Task description:
For the copy, please give all of the data again exactly and leave the pictures out.
--
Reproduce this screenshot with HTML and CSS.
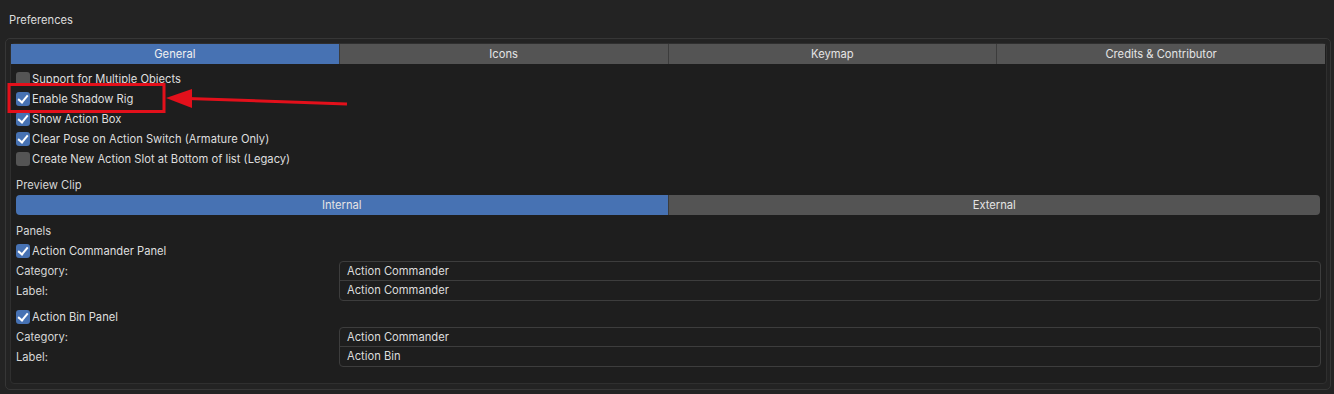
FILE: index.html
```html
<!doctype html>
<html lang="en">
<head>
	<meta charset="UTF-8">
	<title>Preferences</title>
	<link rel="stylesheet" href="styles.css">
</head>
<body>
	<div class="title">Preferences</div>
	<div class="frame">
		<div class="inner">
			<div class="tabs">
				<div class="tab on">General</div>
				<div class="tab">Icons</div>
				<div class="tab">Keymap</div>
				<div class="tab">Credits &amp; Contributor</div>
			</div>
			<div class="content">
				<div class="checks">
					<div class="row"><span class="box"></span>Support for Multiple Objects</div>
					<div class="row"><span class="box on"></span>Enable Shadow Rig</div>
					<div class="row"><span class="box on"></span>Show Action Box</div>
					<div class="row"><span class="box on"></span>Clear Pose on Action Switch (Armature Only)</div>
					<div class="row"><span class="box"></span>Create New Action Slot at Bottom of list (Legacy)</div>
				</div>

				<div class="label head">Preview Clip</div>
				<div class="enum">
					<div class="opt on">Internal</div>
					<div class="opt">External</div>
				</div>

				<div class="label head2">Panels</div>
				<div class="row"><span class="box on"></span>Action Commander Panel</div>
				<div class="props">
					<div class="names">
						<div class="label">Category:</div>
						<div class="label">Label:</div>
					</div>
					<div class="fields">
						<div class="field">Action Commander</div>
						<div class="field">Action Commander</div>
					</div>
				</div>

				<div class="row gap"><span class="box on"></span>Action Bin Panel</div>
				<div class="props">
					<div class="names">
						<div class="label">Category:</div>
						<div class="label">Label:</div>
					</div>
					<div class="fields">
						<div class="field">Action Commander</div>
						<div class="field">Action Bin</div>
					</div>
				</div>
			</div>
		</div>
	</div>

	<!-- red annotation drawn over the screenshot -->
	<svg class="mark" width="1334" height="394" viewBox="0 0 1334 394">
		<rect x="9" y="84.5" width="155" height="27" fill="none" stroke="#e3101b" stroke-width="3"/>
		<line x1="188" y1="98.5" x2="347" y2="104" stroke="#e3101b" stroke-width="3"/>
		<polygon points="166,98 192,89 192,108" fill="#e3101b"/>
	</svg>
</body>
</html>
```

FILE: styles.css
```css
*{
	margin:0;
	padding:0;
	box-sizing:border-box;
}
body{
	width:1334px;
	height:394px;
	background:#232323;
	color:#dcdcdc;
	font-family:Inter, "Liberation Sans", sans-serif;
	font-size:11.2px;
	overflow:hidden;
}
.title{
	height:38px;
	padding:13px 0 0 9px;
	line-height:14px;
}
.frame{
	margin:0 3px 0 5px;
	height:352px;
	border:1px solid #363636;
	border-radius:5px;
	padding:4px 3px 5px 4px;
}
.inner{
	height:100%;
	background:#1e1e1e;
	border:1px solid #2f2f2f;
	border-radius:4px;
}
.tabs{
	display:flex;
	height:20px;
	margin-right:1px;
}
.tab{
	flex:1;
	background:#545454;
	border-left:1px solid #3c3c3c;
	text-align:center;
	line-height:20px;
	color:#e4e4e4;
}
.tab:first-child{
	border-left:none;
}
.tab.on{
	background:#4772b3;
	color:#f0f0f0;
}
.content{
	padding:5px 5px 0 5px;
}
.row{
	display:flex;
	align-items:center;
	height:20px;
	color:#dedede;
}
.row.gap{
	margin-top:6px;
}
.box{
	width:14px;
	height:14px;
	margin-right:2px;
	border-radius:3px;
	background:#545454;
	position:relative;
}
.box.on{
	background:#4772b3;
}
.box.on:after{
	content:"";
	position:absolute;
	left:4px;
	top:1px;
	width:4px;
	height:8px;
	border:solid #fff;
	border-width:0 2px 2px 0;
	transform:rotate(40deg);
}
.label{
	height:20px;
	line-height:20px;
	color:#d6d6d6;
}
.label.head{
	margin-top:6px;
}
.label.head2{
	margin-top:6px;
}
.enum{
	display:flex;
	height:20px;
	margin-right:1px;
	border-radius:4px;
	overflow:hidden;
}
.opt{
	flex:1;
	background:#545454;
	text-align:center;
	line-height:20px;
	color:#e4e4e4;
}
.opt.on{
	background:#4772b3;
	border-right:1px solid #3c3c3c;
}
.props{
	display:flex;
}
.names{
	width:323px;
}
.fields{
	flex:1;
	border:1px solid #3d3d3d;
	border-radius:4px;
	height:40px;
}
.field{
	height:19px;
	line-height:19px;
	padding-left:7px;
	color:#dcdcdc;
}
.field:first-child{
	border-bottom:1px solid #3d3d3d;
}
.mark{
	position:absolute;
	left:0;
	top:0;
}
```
--
Response to this task:
Reproduce this screenshot with HTML and CSS.
FILE: index.html
```html
<!doctype html>
<html lang="en">
<head>
	<meta charset="UTF-8">
	<title>Preferences</title>
	<link rel="stylesheet" href="styles.css">
</head>
<body>
	<div class="title">Preferences</div>
	<div class="frame">
		<div class="inner">
			<div class="tabs">
				<div class="tab on">General</div>
				<div class="tab">Icons</div>
				<div class="tab">Keymap</div>
				<div class="tab">Credits &amp; Contributor</div>
			</div>
			<div class="content">
				<div class="checks">
					<div class="row"><span class="box"></span>Support for Multiple Objects</div>
					<div class="row"><span class="box on"></span>Enable Shadow Rig</div>
					<div class="row"><span class="box on"></span>Show Action Box</div>
					<div class="row"><span class="box on"></span>Clear Pose on Action Switch (Armature Only)</div>
					<div class="row"><span class="box"></span>Create New Action Slot at Bottom of list (Legacy)</div>
				</div>

				<div class="label head">Preview Clip</div>
				<div class="enum">
					<div class="opt on">Internal</div>
					<div class="opt">External</div>
				</div>

				<div class="label head2">Panels</div>
				<div class="row"><span class="box on"></span>Action Commander Panel</div>
				<div class="props">
					<div class="names">
						<div class="label">Category:</div>
						<div class="label">Label:</div>
					</div>
					<div class="fields">
						<div class="field">Action Commander</div>
						<div class="field">Action Commander</div>
					</div>
				</div>

				<div class="row gap"><span class="box on"></span>Action Bin Panel</div>
				<div class="props">
					<div class="names">
						<div class="label">Category:</div>
						<div class="label">Label:</div>
					</div>
					<div class="fields">
						<div class="field">Action Commander</div>
						<div class="field">Action Bin</div>
					</div>
				</div>
			</div>
		</div>
	</div>

	<!-- red annotation drawn over the screenshot -->
	<svg class="mark" width="1334" height="394" viewBox="0 0 1334 394">
		<rect x="9" y="84.5" width="155" height="27" fill="none" stroke="#e3101b" stroke-width="3"/>
		<line x1="188" y1="98.5" x2="347" y2="104" stroke="#e3101b" stroke-width="3"/>
		<polygon points="166,98 192,89 192,108" fill="#e3101b"/>
	</svg>
</body>
</html>
```

FILE: styles.css
```css
*{
	margin:0;
	padding:0;
	box-sizing:border-box;
}
body{
	width:1334px;
	height:394px;
	background:#232323;
	color:#dcdcdc;
	font-family:Inter, "Liberation Sans", sans-serif;
	font-size:11.2px;
	overflow:hidden;
}
.title{
	height:38px;
	padding:13px 0 0 9px;
	line-height:14px;
}
.frame{
	margin:0 3px 0 5px;
	height:352px;
	border:1px solid #363636;
	border-radius:5px;
	padding:4px 3px 5px 4px;
}
.inner{
	height:100%;
	background:#1e1e1e;
	border:1px solid #2f2f2f;
	border-radius:4px;
}
.tabs{
	display:flex;
	height:20px;
	margin-right:1px;
}
.tab{
	flex:1;
	background:#545454;
	border-left:1px solid #3c3c3c;
	text-align:center;
	line-height:20px;
	color:#e4e4e4;
}
.tab:first-child{
	border-left:none;
}
.tab.on{
	background:#4772b3;
	color:#f0f0f0;
}
.content{
	padding:5px 5px 0 5px;
}
.row{
	display:flex;
	align-items:center;
	height:20px;
	color:#dedede;
}
.row.gap{
	margin-top:6px;
}
.box{
	width:14px;
	height:14px;
	margin-right:2px;
	border-radius:3px;
	background:#545454;
	position:relative;
}
.box.on{
	background:#4772b3;
}
.box.on:after{
	content:"";
	position:absolute;
	left:4px;
	top:1px;
	width:4px;
	height:8px;
	border:solid #fff;
	border-width:0 2px 2px 0;
	transform:rotate(40deg);
}
.label{
	height:20px;
	line-height:20px;
	color:#d6d6d6;
}
.label.head{
	margin-top:6px;
}
.label.head2{
	margin-top:6px;
}
.enum{
	display:flex;
	height:20px;
	margin-right:1px;
	border-radius:4px;
	overflow:hidden;
}
.opt{
	flex:1;
	background:#545454;
	text-align:center;
	line-height:20px;
	color:#e4e4e4;
}
.opt.on{
	background:#4772b3;
	border-right:1px solid #3c3c3c;
}
.props{
	display:flex;
}
.names{
	width:323px;
}
.fields{
	flex:1;
	border:1px solid #3d3d3d;
	border-radius:4px;
	height:40px;
}
.field{
	height:19px;
	line-height:19px;
	padding-left:7px;
	color:#dcdcdc;
}
.field:first-child{
	border-bottom:1px solid #3d3d3d;
}
.mark{
	position:absolute;
	left:0;
	top:0;
}
```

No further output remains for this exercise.